The premise behind Nat the Cat Can Sleep Like That may appear obvious to the reader.  Nat the Cat is the older, orange tabby in a household in which a small black and white kitten lives.  While Nat the Cat has no animosity for the young feline, he does what many older cats love to do: sleep.  But the little one does what many kittens love to do: play.  No matter what kind of play the kitten gets up to–with balls, in dresser drawers, on a skateboard–Nat the Cat just keeps on sleeping nearby.

But that isn't the story as told. Victoria Allenby's rhyming text takes the reader through a day in the lives of the two cats beginning with their people (only their feet seen) leaving for the day.  Tara Anderson's cheerful cats then engage in their favourite activities, with the text firmly focused on Nat's sleeping.  But everything changes when it's dark and no one is around to watch the two.  A final twist in the story shows that the two felines are destined to live happily together.

As a household which recently introduced a pair of two-month-old brothers to our ten-year-old grey tabby, I know the relentless play in which the little ones engage.  Thank goodness they have each other to chase, to play fight, to clean, to poke and with whom to snuggle.  But when our older cat comes in from outside, they are all over her.  Their actions shout, "Gracie's here! Gracie's here!  Hi, Grace! Wanna play, Gracie?!"  (As much as I despise frequent exclamation marks, our two kittens always speak with this punctuation.  It's a kitten thing.)  Similarly Victoria Allenby affectionately shows us that this story is all about Nat the Cat and the nameless kitten showing their preferences as generational, never based in animosity.  The lighthearted text is more restful when focused on Nat's sleeping predilections, but its overall whimsy is reflected well in the playfulness of Tara Anderson's illustrations.  From the kitten's shenanigans with a star wand or a fish on a string, Nat the Cat contentedly sleeps on (though likely to enlist his people into rubbing his belly, I think, when they're around).

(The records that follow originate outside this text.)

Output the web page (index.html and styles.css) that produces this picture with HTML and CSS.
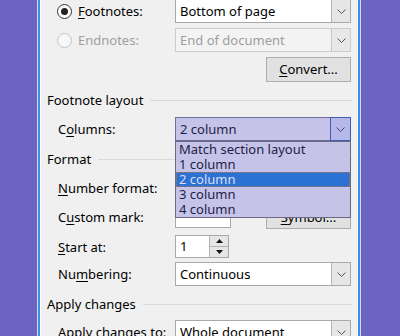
FILE: index.html
```html
<!DOCTYPE html>
<html>
<head>
<meta charset="utf-8">
<link rel="stylesheet" href="styles.css">
</head>
<body>
<div class="frame">
  <div class="dialog">
    <div class="row r-foot">
      <div class="radio-label"><span class="radio checked"></span><span><u>F</u>ootnotes:</span></div>
      <div class="combo"><span class="val">Bottom of page</span><span class="btn"><svg class="chev" width="9" height="5" viewBox="0 0 9 5"><path d="M0.5 0.5 L4.5 4.5 L8.5 0.5"/></svg></span></div>
    </div>
    <div class="row r-end">
      <div class="radio-label disabled"><span class="radio"></span><span>Endnotes:</span></div>
      <div class="combo disabled"><span class="val">End of document</span><span class="btn"><svg class="chev" width="9" height="5" viewBox="0 0 9 5"><path d="M0.5 0.5 L4.5 4.5 L8.5 0.5"/></svg></span></div>
    </div>
    <div class="row r-convert">
      <span></span>
      <div class="button convert"><u>C</u>onvert...</div>
    </div>

    <div class="group g-layout"><span>Footnote layout</span></div>
    <div class="row r-columns">
      <div class="label">C<u>o</u>lumns:</div>
      <div class="combo focus">
        <span class="val">2 column</span><span class="btn"><svg class="chev" width="9" height="5" viewBox="0 0 9 5"><path d="M0.5 0.5 L4.5 4.5 L8.5 0.5"/></svg></span>
        <ul class="list">
          <li>Match section layout</li>
          <li>1 column</li>
          <li class="sel">2 column</li>
          <li>3 column</li>
          <li>4 column</li>
        </ul>
      </div>
    </div>

    <div class="group g-format"><span>Format</span></div>
    <div class="row r-numfmt">
      <div class="label"><u>N</u>umber format:</div>
      <div class="combo"><span class="val"></span><span class="btn"><svg class="chev" width="9" height="5" viewBox="0 0 9 5"><path d="M0.5 0.5 L4.5 4.5 L8.5 0.5"/></svg></span></div>
    </div>
    <div class="row r-custom">
      <div class="label">C<u>u</u>stom mark:</div>
      <div class="pair">
        <div class="field small"></div>
        <div class="button symbol"><u>S</u>ymbol...</div>
      </div>
    </div>
    <div class="row r-start">
      <div class="label"><u>S</u>tart at:</div>
      <div class="spin">
        <span class="val">1</span>
        <span class="spin-btns">
          <span class="sbtn"><svg width="7" height="4" viewBox="0 0 7 4"><path d="M0 4 L3.5 0 L7 4 Z"/></svg></span>
          <span class="sbtn"><svg width="7" height="4" viewBox="0 0 7 4"><path d="M0 0 L7 0 L3.5 4 Z"/></svg></span>
        </span>
      </div>
    </div>
    <div class="row r-numbering">
      <div class="label">Nu<u>m</u>bering:</div>
      <div class="combo"><span class="val">Continuous</span><span class="btn"><svg class="chev" width="9" height="5" viewBox="0 0 9 5"><path d="M0.5 0.5 L4.5 4.5 L8.5 0.5"/></svg></span></div>
    </div>

    <div class="group g-apply"><span>Apply changes</span></div>
    <div class="row r-applyto">
      <div class="label">A<u>p</u>ply changes to:</div>
      <div class="combo"><span class="val">Whole document</span><span class="btn"><svg class="chev" width="9" height="5" viewBox="0 0 9 5"><path d="M0.5 0.5 L4.5 4.5 L8.5 0.5"/></svg></span></div>
    </div>
  </div>
</div>
</body>
</html>
```

FILE: styles.css
```css
html, body {
  margin: 0;
  padding: 0;
  height: 336px;
  overflow: hidden;
  background: #6c64c2;
}

body {
  font-family: "Noto Sans", "Open Sans", sans-serif;
  font-size: 13px;
  color: #000;
}

.frame {
  margin-left: 38px;
  width: 318px;
  height: 400px;
  border-left: 2px solid #3c8fe4;
  border-right: 2px solid #3c8fe4;
  box-shadow: -1px 0 0 #cfdcf2, 1px 0 0 #cfdcf2;
}

.dialog {
  height: 100%;
  border-left: 1px solid #ffffff;
  border-right: 1px solid #ffffff;
  background: #f0f0f0;
}

u {
  text-decoration: underline;
  text-underline-offset: 2px;
  text-decoration-thickness: 1px;
}

.row {
  display: grid;
  grid-template-columns: 117px 176px;
  align-items: center;
  padding-left: 17px;
  height: 24px;
}

.r-foot { margin-top: -1px; }
.r-end { margin-top: 5px; }
.r-convert { margin-top: 5px; height: 25px; }
.r-columns { margin-top: 9px; }
.r-numfmt { margin-top: 9px; }
.r-custom { margin-top: 4px; height: 25px; }
.r-start { margin-top: 6px; height: 23px; }
.r-numbering { margin-top: 4px; }
.r-applyto { margin-top: 8px; }

.label, .radio-label {
  line-height: 16px;
  white-space: nowrap;
}

.radio-label {
  display: flex;
  align-items: center;
  margin-left: -1px;
}

.radio-label.disabled { color: #a0a0a0; }

.radio {
  box-sizing: border-box;
  width: 15px;
  height: 15px;
  border: 1px solid #333333;
  border-radius: 50%;
  background: #ffffff;
  margin-right: 6px;
  display: flex;
  align-items: center;
  justify-content: center;
}

.radio.checked::after {
  content: "";
  width: 7px;
  height: 7px;
  border-radius: 50%;
  background: #222222;
}

.radio-label.disabled .radio {
  border-color: #c4c4c4;
  background: #f7f7f7;
}

.group {
  display: flex;
  align-items: center;
  height: 16px;
  line-height: 16px;
  padding: 0 5px 0 6px;
  margin-top: 10px;
}

.group::after {
  content: "";
  flex: 1;
  height: 1px;
  background: #d9d9d9;
  margin-left: 7px;
}

.combo {
  position: relative;
  box-sizing: border-box;
  height: 24px;
  border: 1px solid #a9a9a9;
  background: #ffffff;
  display: flex;
  align-items: stretch;
}

.combo .val {
  flex: 1;
  padding-left: 4px;
  line-height: 22px;
  white-space: nowrap;
  overflow: hidden;
}

.combo .btn {
  box-sizing: border-box;
  width: 19px;
  border-left: 1px solid #b4b4b4;
  background: #e6e6e6;
  display: flex;
  align-items: center;
  justify-content: center;
}

.chev path {
  fill: none;
  stroke: #555555;
  stroke-width: 1;
}

.combo.disabled {
  border-color: #cccccc;
  background: #f3f3f3;
  color: #9e9e9e;
}

.combo.disabled .btn {
  border-left-color: #c6c6c6;
  background: #e8e8e8;
}

.combo.focus {
  border-color: #6e6e9a;
  background: #c6c3e8;
  color: #1e1e48;
}

.combo.focus .btn {
  border: 1px solid #3d5fae;
  margin: -1px -1px -1px 0;
  width: 21px;
  background: #b6b8ea;
}

.combo.focus .chev path { stroke: #444466; }

.list {
  position: absolute;
  left: -1px;
  top: 23px;
  width: 176px;
  box-sizing: border-box;
  margin: 0;
  padding: 0;
  list-style: none;
  border: 1px solid #6a6a80;
  background: #c6c3e8;
  color: #1e1e48;
  z-index: 5;
}

.list li {
  height: 15px;
  line-height: 15px;
  padding-left: 3px;
  white-space: nowrap;
}

.list li.sel {
  background: #2c72d4;
  color: #dcdcf6;
  outline: 1px dotted #b87840;
  outline-offset: -1px;
}

.button {
  box-sizing: border-box;
  border: 1px solid #adadad;
  background: #e1e1e1;
  text-align: center;
  white-space: nowrap;
}

.convert {
  justify-self: end;
  width: 85px;
  height: 25px;
  line-height: 23px;
}

.pair {
  display: flex;
  align-items: center;
  justify-content: space-between;
}

.field {
  box-sizing: border-box;
  border: 1px solid #a9a9a9;
  background: #ffffff;
}

.field.small {
  width: 56px;
  height: 22px;
}

.symbol {
  width: 85px;
  height: 24px;
  line-height: 22px;
}

.spin {
  box-sizing: border-box;
  width: 54px;
  height: 23px;
  border: 1px solid #a9a9a9;
  background: #ffffff;
  display: flex;
}

.spin .val {
  flex: 1;
  padding-left: 4px;
  line-height: 21px;
}

.spin-btns {
  width: 18px;
  display: flex;
  flex-direction: column;
  border-left: 1px solid #b4b4b4;
}

.sbtn {
  flex: 1;
  background: #e6e6e6;
  display: flex;
  align-items: center;
  justify-content: center;
}

.sbtn + .sbtn { border-top: 1px solid #b4b4b4; }

.sbtn path { fill: #111111; }
```
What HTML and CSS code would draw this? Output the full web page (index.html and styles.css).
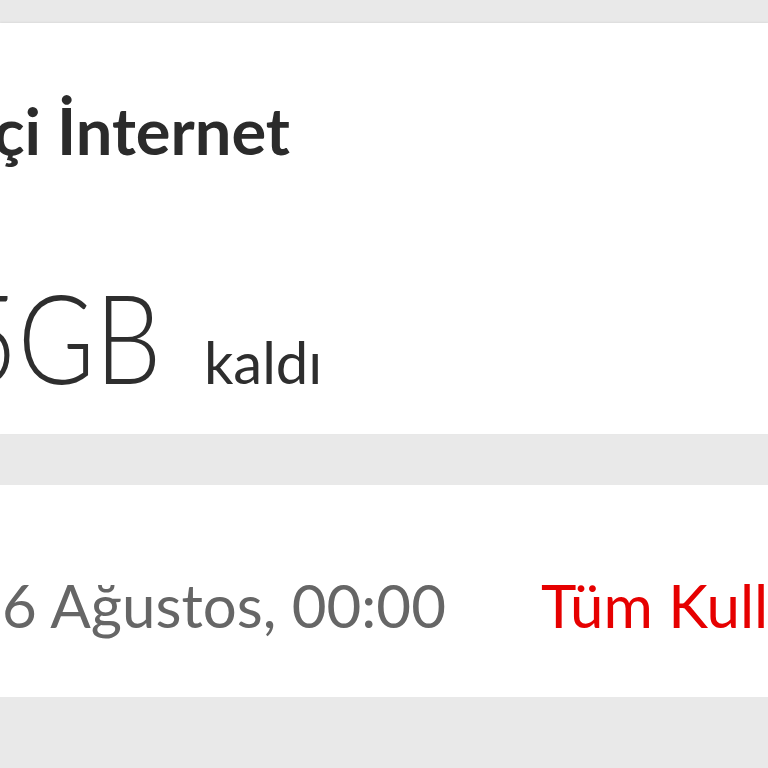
FILE: index.html
```html
<!DOCTYPE html>
<html>

<head>
    <meta charset="UTF-8">
    <title>Yurtiçi İnternet</title>
    <link rel="stylesheet" href="styles.css">
</head>

<body>
    <div class="page">
        <div class="card usage-card">
            <h1 class="usage-title">Yurtiçi İnternet</h1>
            <div class="usage-amount">
                <span class="amount-value">25GB</span>
                <span class="amount-label">kaldı</span>
            </div>
        </div>

        <div class="card renew-card">
            <div class="renew-row">
                <span class="renew-date">6 Ağustos, 00:00</span>
                <a class="renew-link" href="#">Tüm Kullanımlar</a>
            </div>
        </div>
    </div>
</body>

</html>
```

FILE: styles.css
```css
body {
    margin: 0;
    padding: 0;
    background-color: #e9e9e9;
    font-family: Lato, 'Open Sans', sans-serif;
    overflow: hidden;
}

.page {
    display: flex;
    flex-direction: column;
    gap: 51px;
    padding-top: 23px;
    height: 768px;
    box-sizing: border-box;
}

.card {
    background-color: #fff;
    overflow: hidden;
    white-space: nowrap;
}

.usage-card {
    height: 411px;
    box-shadow: 0 -1px 2px rgba(0, 0, 0, 0.06);
}

.usage-title {
    margin: 69px 0 0 -146px;
    font-size: 65px;
    font-weight: 700;
    line-height: 76px;
    color: #2b2b2b;
}

.usage-amount {
    display: flex;
    align-items: baseline;
    margin: 103px 0 0 -104px;
    color: #2e2e2e;
}

/* the brand font is narrower than Lato, so squeeze the big figure */
.amount-value {
    display: inline-block;
    font-size: 125px;
    font-weight: 300;
    line-height: 130px;
    transform: scaleX(0.84);
    transform-origin: left;
}

.amount-label {
    margin-left: -8px;
    font-size: 58px;
    font-weight: 400;
}

.renew-card {
    height: 212px;
}

.renew-row {
    display: flex;
    align-items: baseline;
    gap: 95px;
    margin: 84px 0 0 2px;
}

.renew-date {
    font-size: 60px;
    font-weight: 400;
    color: #666;
}

.renew-link {
    font-size: 60px;
    font-weight: 400;
    color: #e60000;
    text-decoration: none;
}
```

Seems Tara Anderson does a lot of cover art, though her illustrations from Nat the Cat Can Sleep Like That and The Stripey Cat (by Norene Smiley, Fitzhenry & Whiteside, 2007) demonstrate her knack for felines. Coupled with Victoria Allenby's simple but zippy rhyming story, Nat the Cat Can Sleep Like That is a delightful read, perfect for getting your own little ones to bed, whether they be human or feline.